───── Material provided ─────
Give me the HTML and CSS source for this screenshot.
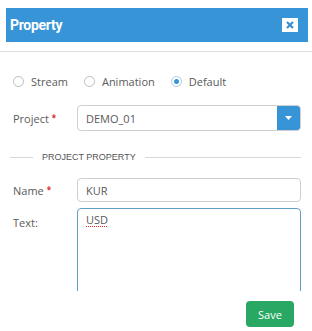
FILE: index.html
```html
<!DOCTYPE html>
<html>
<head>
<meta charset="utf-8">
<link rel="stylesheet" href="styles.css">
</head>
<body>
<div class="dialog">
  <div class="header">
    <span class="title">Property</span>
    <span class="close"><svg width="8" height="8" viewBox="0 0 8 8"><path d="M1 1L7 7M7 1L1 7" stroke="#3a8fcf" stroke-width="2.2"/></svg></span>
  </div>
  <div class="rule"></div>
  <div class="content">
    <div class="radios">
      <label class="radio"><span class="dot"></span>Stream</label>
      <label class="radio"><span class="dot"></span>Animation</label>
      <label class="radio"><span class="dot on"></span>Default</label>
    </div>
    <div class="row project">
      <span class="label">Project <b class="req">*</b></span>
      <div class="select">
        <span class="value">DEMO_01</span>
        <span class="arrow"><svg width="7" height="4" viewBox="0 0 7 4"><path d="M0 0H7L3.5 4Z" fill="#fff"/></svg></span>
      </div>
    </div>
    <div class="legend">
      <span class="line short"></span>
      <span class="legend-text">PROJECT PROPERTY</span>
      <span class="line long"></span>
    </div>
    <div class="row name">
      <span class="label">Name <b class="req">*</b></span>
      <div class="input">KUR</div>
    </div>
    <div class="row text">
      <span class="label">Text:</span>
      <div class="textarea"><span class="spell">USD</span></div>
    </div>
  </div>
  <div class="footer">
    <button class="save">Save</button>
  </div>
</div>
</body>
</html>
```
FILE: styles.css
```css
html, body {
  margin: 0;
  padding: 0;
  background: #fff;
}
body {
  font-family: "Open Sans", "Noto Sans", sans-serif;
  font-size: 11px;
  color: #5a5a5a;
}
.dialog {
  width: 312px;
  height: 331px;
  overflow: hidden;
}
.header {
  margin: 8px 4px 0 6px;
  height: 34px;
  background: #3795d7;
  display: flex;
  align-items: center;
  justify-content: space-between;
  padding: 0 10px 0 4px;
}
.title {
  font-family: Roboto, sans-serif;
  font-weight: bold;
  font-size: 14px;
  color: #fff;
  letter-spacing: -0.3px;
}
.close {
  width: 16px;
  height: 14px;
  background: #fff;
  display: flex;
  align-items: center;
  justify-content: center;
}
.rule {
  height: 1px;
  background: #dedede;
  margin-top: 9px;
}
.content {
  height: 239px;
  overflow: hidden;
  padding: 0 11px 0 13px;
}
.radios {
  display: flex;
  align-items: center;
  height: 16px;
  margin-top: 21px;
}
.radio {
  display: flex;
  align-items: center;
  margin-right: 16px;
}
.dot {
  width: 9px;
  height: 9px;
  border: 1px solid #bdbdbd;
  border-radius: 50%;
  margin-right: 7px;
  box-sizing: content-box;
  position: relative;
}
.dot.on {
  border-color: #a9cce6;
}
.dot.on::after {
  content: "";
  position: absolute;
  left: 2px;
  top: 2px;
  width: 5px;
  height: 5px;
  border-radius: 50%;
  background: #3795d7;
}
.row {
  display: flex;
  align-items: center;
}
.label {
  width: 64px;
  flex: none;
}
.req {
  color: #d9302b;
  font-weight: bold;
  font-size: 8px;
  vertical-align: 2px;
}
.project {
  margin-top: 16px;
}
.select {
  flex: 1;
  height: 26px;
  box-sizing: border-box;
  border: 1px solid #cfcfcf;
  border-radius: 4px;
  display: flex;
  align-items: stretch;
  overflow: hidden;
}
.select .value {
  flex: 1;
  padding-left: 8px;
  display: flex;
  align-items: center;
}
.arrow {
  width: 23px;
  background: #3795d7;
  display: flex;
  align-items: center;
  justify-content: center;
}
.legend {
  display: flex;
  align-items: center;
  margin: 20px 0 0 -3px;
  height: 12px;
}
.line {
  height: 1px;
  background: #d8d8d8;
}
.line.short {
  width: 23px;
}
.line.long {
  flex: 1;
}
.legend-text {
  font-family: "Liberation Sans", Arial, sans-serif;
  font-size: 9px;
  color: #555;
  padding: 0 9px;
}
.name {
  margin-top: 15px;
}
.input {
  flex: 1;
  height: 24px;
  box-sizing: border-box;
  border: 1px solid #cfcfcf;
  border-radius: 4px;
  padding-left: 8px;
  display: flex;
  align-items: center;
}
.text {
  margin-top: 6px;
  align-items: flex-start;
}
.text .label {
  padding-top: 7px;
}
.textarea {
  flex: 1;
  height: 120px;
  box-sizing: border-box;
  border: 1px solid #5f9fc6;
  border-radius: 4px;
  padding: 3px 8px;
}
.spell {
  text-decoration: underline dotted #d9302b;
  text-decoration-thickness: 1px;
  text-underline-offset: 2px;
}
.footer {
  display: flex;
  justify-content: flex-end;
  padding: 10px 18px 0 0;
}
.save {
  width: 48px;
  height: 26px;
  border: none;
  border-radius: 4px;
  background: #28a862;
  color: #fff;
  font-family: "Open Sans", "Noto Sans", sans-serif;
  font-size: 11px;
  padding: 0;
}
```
─────
The listing above needs to be output again exactly. Don't include the pictures.

Give me the HTML and CSS source for this screenshot.
FILE: index.html
```html
<!DOCTYPE html>
<html>
<head>
<meta charset="utf-8">
<link rel="stylesheet" href="styles.css">
</head>
<body>
<div class="dialog">
  <div class="header">
    <span class="title">Property</span>
    <span class="close"><svg width="8" height="8" viewBox="0 0 8 8"><path d="M1 1L7 7M7 1L1 7" stroke="#3a8fcf" stroke-width="2.2"/></svg></span>
  </div>
  <div class="rule"></div>
  <div class="content">
    <div class="radios">
      <label class="radio"><span class="dot"></span>Stream</label>
      <label class="radio"><span class="dot"></span>Animation</label>
      <label class="radio"><span class="dot on"></span>Default</label>
    </div>
    <div class="row project">
      <span class="label">Project <b class="req">*</b></span>
      <div class="select">
        <span class="value">DEMO_01</span>
        <span class="arrow"><svg width="7" height="4" viewBox="0 0 7 4"><path d="M0 0H7L3.5 4Z" fill="#fff"/></svg></span>
      </div>
    </div>
    <div class="legend">
      <span class="line short"></span>
      <span class="legend-text">PROJECT PROPERTY</span>
      <span class="line long"></span>
    </div>
    <div class="row name">
      <span class="label">Name <b class="req">*</b></span>
      <div class="input">KUR</div>
    </div>
    <div class="row text">
      <span class="label">Text:</span>
      <div class="textarea"><span class="spell">USD</span></div>
    </div>
  </div>
  <div class="footer">
    <button class="save">Save</button>
  </div>
</div>
</body>
</html>
```
FILE: styles.css
```css
html, body {
  margin: 0;
  padding: 0;
  background: #fff;
}
body {
  font-family: "Open Sans", "Noto Sans", sans-serif;
  font-size: 11px;
  color: #5a5a5a;
}
.dialog {
  width: 312px;
  height: 331px;
  overflow: hidden;
}
.header {
  margin: 8px 4px 0 6px;
  height: 34px;
  background: #3795d7;
  display: flex;
  align-items: center;
  justify-content: space-between;
  padding: 0 10px 0 4px;
}
.title {
  font-family: Roboto, sans-serif;
  font-weight: bold;
  font-size: 14px;
  color: #fff;
  letter-spacing: -0.3px;
}
.close {
  width: 16px;
  height: 14px;
  background: #fff;
  display: flex;
  align-items: center;
  justify-content: center;
}
.rule {
  height: 1px;
  background: #dedede;
  margin-top: 9px;
}
.content {
  height: 239px;
  overflow: hidden;
  padding: 0 11px 0 13px;
}
.radios {
  display: flex;
  align-items: center;
  height: 16px;
  margin-top: 21px;
}
.radio {
  display: flex;
  align-items: center;
  margin-right: 16px;
}
.dot {
  width: 9px;
  height: 9px;
  border: 1px solid #bdbdbd;
  border-radius: 50%;
  margin-right: 7px;
  box-sizing: content-box;
  position: relative;
}
.dot.on {
  border-color: #a9cce6;
}
.dot.on::after {
  content: "";
  position: absolute;
  left: 2px;
  top: 2px;
  width: 5px;
  height: 5px;
  border-radius: 50%;
  background: #3795d7;
}
.row {
  display: flex;
  align-items: center;
}
.label {
  width: 64px;
  flex: none;
}
.req {
  color: #d9302b;
  font-weight: bold;
  font-size: 8px;
  vertical-align: 2px;
}
.project {
  margin-top: 16px;
}
.select {
  flex: 1;
  height: 26px;
  box-sizing: border-box;
  border: 1px solid #cfcfcf;
  border-radius: 4px;
  display: flex;
  align-items: stretch;
  overflow: hidden;
}
.select .value {
  flex: 1;
  padding-left: 8px;
  display: flex;
  align-items: center;
}
.arrow {
  width: 23px;
  background: #3795d7;
  display: flex;
  align-items: center;
  justify-content: center;
}
.legend {
  display: flex;
  align-items: center;
  margin: 20px 0 0 -3px;
  height: 12px;
}
.line {
  height: 1px;
  background: #d8d8d8;
}
.line.short {
  width: 23px;
}
.line.long {
  flex: 1;
}
.legend-text {
  font-family: "Liberation Sans", Arial, sans-serif;
  font-size: 9px;
  color: #555;
  padding: 0 9px;
}
.name {
  margin-top: 15px;
}
.input {
  flex: 1;
  height: 24px;
  box-sizing: border-box;
  border: 1px solid #cfcfcf;
  border-radius: 4px;
  padding-left: 8px;
  display: flex;
  align-items: center;
}
.text {
  margin-top: 6px;
  align-items: flex-start;
}
.text .label {
  padding-top: 7px;
}
.textarea {
  flex: 1;
  height: 120px;
  box-sizing: border-box;
  border: 1px solid #5f9fc6;
  border-radius: 4px;
  padding: 3px 8px;
}
.spell {
  text-decoration: underline dotted #d9302b;
  text-decoration-thickness: 1px;
  text-underline-offset: 2px;
}
.footer {
  display: flex;
  justify-content: flex-end;
  padding: 10px 18px 0 0;
}
.save {
  width: 48px;
  height: 26px;
  border: none;
  border-radius: 4px;
  background: #28a862;
  color: #fff;
  font-family: "Open Sans", "Noto Sans", sans-serif;
  font-size: 11px;
  padding: 0;
}
```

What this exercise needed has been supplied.